SUPPLIED MATERIAL:
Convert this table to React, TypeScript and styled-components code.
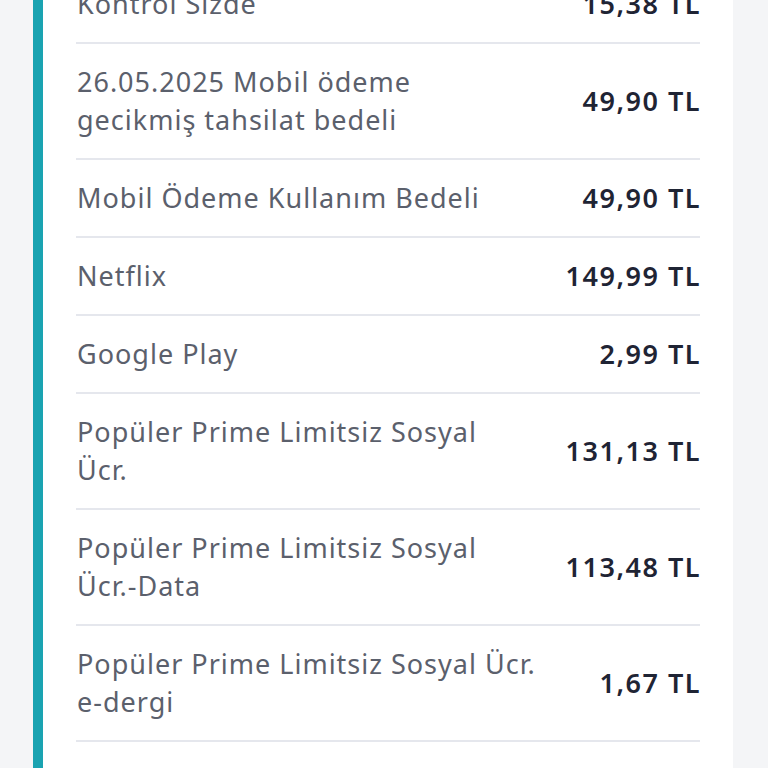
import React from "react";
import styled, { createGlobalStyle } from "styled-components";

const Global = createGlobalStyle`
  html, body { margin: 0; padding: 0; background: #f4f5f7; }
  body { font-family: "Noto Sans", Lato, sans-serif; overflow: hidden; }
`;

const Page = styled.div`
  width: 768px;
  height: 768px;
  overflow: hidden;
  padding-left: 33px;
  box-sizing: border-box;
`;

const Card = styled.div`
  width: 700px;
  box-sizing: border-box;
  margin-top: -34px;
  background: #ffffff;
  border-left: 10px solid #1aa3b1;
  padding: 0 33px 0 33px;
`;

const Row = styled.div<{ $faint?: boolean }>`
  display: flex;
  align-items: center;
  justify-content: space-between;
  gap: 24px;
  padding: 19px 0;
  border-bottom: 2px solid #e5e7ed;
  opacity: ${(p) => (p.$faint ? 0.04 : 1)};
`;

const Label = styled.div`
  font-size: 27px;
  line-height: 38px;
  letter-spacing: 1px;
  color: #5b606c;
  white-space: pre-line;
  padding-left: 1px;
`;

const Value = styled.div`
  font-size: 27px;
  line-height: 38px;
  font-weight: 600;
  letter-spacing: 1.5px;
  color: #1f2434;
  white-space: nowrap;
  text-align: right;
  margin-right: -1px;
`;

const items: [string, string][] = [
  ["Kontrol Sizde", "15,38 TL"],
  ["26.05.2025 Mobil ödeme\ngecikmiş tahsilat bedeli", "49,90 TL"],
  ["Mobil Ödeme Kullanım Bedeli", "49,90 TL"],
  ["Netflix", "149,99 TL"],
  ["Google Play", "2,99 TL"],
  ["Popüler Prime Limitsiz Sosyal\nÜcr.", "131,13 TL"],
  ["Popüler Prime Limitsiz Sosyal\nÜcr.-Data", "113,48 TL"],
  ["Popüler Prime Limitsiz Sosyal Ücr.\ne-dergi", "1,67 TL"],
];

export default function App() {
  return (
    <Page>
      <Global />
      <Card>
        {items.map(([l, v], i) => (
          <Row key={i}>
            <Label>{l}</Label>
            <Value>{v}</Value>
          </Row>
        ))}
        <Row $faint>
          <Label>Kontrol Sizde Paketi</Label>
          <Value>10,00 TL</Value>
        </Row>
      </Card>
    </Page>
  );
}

SET TASK: Provide the count, and nothing else, of lines in the data above where the word "styled" occurs.

WRITTEN RESPONSE: 7